### Instruction
Starting from the top of the material, restate each line exactly until the line that contains "const Dot = ()", which is also copied. Pictures are excluded.

### Task inputs
####################

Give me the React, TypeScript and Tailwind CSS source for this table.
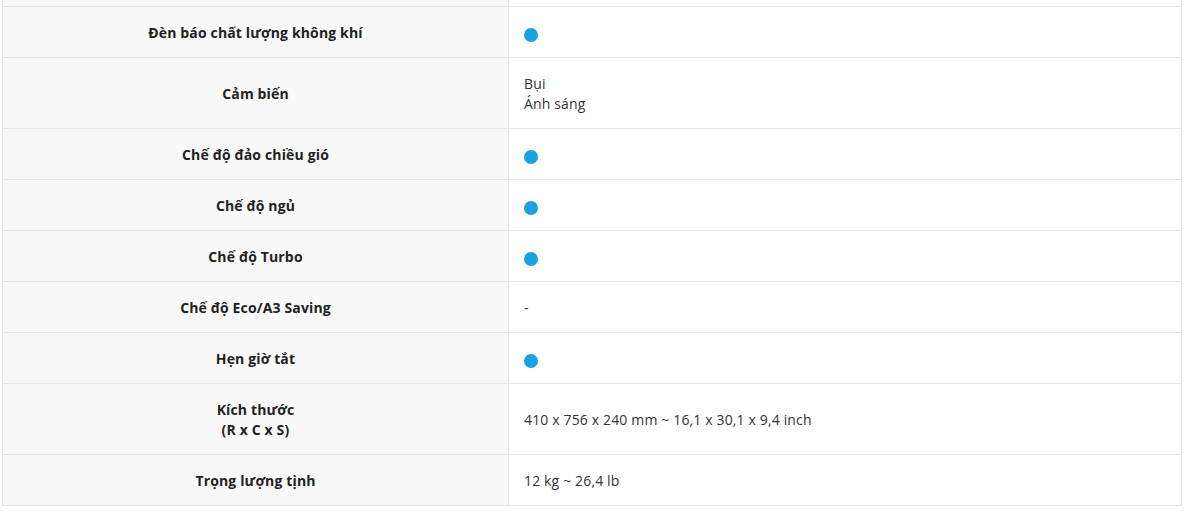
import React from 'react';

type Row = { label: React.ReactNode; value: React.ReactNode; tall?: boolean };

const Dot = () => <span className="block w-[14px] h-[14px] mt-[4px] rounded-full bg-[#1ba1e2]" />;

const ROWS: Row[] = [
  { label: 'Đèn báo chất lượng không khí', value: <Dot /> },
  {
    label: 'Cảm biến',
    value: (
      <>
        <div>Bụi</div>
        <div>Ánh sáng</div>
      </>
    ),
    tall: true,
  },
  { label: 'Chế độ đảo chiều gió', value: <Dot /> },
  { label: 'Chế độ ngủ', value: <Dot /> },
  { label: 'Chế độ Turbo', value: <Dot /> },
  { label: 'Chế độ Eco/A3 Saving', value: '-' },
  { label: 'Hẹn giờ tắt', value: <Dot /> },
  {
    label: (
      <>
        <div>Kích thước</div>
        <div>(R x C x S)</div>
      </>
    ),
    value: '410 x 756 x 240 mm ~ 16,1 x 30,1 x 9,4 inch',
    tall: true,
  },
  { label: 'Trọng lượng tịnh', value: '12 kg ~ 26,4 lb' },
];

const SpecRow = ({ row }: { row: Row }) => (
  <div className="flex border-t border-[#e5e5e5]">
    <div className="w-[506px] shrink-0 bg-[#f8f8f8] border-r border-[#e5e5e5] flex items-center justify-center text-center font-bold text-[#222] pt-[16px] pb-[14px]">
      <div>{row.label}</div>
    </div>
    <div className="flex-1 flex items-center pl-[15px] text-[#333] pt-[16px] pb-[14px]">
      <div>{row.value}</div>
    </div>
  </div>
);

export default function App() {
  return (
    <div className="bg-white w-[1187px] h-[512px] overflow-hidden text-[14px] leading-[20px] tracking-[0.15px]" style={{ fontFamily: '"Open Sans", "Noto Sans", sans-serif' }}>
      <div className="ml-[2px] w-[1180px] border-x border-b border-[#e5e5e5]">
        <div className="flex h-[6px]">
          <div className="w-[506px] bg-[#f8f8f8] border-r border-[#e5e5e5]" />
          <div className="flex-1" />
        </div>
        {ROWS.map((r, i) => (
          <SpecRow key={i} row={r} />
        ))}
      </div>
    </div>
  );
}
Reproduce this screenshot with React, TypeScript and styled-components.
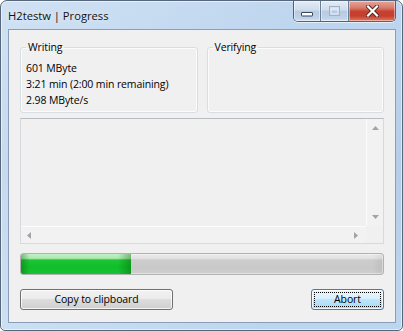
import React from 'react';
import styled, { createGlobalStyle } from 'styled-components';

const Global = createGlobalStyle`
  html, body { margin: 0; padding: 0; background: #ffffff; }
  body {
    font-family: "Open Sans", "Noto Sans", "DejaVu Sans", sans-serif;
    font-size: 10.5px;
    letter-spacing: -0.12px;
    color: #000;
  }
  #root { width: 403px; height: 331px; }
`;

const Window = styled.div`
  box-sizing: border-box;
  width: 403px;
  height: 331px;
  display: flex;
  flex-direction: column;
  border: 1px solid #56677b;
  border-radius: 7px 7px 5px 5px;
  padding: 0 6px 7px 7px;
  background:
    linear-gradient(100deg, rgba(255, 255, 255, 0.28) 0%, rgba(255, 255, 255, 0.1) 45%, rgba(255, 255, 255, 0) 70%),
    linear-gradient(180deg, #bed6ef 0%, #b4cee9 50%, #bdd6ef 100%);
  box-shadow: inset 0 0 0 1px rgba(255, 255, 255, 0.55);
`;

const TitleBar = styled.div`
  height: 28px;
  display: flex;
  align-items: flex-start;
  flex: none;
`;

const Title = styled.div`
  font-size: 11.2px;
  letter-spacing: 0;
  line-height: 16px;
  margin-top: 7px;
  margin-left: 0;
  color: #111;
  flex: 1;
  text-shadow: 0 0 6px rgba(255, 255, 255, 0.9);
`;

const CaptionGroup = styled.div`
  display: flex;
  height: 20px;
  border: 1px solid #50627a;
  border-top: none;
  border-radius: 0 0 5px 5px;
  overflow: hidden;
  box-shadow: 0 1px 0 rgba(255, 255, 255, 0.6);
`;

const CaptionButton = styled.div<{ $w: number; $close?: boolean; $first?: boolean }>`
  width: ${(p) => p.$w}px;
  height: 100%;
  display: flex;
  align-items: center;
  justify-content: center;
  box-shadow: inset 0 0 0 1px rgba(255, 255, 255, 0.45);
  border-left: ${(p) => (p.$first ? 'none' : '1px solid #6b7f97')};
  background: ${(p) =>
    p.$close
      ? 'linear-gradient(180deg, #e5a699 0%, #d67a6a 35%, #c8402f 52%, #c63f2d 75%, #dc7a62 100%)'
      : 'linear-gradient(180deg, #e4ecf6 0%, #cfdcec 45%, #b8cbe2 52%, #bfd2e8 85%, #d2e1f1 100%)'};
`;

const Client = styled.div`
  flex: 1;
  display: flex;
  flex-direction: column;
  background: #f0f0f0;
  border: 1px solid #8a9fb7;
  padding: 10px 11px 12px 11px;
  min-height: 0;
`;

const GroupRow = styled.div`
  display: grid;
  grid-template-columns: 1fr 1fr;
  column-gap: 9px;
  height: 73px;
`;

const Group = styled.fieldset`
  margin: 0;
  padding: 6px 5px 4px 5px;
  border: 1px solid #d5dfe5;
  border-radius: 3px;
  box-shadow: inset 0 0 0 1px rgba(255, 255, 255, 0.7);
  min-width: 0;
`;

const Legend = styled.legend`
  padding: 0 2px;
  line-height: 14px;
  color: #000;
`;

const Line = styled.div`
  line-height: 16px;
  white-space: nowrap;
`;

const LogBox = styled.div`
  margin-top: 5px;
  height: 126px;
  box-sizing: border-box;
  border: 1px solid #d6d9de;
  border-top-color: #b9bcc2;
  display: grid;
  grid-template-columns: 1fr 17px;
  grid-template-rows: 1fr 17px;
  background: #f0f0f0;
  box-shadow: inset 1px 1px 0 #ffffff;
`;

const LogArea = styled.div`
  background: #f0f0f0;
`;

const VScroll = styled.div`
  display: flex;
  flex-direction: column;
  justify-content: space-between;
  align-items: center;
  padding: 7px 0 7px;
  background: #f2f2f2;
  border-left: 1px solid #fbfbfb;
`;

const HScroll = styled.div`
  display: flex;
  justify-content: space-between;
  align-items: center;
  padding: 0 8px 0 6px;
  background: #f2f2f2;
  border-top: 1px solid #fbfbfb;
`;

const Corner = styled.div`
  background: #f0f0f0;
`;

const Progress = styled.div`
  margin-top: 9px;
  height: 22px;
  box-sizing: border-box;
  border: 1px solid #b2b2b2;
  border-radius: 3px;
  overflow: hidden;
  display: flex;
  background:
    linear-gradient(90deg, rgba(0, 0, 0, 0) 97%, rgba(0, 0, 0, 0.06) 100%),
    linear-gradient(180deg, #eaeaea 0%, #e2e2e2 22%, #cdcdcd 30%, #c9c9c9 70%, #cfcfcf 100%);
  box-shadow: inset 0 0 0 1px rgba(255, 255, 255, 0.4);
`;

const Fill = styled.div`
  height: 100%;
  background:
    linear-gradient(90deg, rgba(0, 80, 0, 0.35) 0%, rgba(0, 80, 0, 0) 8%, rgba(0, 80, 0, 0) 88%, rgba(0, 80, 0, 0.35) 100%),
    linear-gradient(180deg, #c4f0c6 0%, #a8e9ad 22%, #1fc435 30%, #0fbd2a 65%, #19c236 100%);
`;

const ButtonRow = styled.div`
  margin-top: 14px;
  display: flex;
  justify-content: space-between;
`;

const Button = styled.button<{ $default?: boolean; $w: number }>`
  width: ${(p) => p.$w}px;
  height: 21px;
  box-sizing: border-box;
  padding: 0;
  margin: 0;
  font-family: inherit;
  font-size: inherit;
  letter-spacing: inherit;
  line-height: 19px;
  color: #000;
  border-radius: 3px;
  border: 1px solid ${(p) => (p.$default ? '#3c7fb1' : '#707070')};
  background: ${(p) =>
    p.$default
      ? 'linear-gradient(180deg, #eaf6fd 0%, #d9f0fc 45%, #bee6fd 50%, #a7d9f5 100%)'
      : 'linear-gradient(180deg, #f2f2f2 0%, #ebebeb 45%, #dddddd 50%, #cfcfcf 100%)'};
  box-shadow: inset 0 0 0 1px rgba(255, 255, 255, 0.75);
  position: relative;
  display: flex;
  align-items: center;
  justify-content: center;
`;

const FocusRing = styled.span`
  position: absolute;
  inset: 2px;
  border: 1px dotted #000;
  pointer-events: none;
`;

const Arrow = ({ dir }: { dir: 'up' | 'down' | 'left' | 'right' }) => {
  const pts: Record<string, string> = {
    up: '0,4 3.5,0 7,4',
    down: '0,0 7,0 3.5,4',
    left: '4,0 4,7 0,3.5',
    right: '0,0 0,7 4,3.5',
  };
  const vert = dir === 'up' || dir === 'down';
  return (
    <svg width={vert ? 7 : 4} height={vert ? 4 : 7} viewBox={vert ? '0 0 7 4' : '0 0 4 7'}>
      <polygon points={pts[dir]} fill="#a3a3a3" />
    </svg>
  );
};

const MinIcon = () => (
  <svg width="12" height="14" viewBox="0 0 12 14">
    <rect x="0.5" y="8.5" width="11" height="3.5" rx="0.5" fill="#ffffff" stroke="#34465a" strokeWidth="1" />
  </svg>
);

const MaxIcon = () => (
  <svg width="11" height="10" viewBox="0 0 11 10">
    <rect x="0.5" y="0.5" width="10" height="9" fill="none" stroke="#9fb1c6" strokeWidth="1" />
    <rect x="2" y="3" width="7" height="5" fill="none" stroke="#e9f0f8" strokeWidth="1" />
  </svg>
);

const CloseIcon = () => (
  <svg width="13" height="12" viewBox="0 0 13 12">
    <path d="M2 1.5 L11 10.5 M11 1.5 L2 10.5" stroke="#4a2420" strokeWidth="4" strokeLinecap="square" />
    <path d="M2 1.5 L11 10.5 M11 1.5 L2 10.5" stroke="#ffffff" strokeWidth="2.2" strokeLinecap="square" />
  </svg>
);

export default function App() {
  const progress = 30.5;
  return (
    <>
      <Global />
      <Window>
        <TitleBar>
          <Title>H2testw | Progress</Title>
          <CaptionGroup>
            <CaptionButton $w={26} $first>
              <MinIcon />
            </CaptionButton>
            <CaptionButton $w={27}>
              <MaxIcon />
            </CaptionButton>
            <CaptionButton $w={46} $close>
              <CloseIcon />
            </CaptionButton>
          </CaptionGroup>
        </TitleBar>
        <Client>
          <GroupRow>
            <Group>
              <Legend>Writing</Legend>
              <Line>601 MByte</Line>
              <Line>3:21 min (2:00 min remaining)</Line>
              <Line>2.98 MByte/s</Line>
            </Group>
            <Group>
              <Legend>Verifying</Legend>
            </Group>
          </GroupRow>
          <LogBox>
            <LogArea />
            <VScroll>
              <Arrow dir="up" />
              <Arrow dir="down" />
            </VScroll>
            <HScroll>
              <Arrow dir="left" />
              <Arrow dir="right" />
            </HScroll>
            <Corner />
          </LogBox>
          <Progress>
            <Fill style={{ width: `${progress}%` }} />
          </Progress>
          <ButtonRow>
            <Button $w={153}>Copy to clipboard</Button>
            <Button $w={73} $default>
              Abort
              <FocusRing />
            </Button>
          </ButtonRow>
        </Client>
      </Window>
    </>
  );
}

####################

### Written response
Give me the React, TypeScript and Tailwind CSS source for this table.
import React from 'react';

type Row = { label: React.ReactNode; value: React.ReactNode; tall?: boolean };

const Dot = () => <span className="block w-[14px] h-[14px] mt-[4px] rounded-full bg-[#1ba1e2]" />;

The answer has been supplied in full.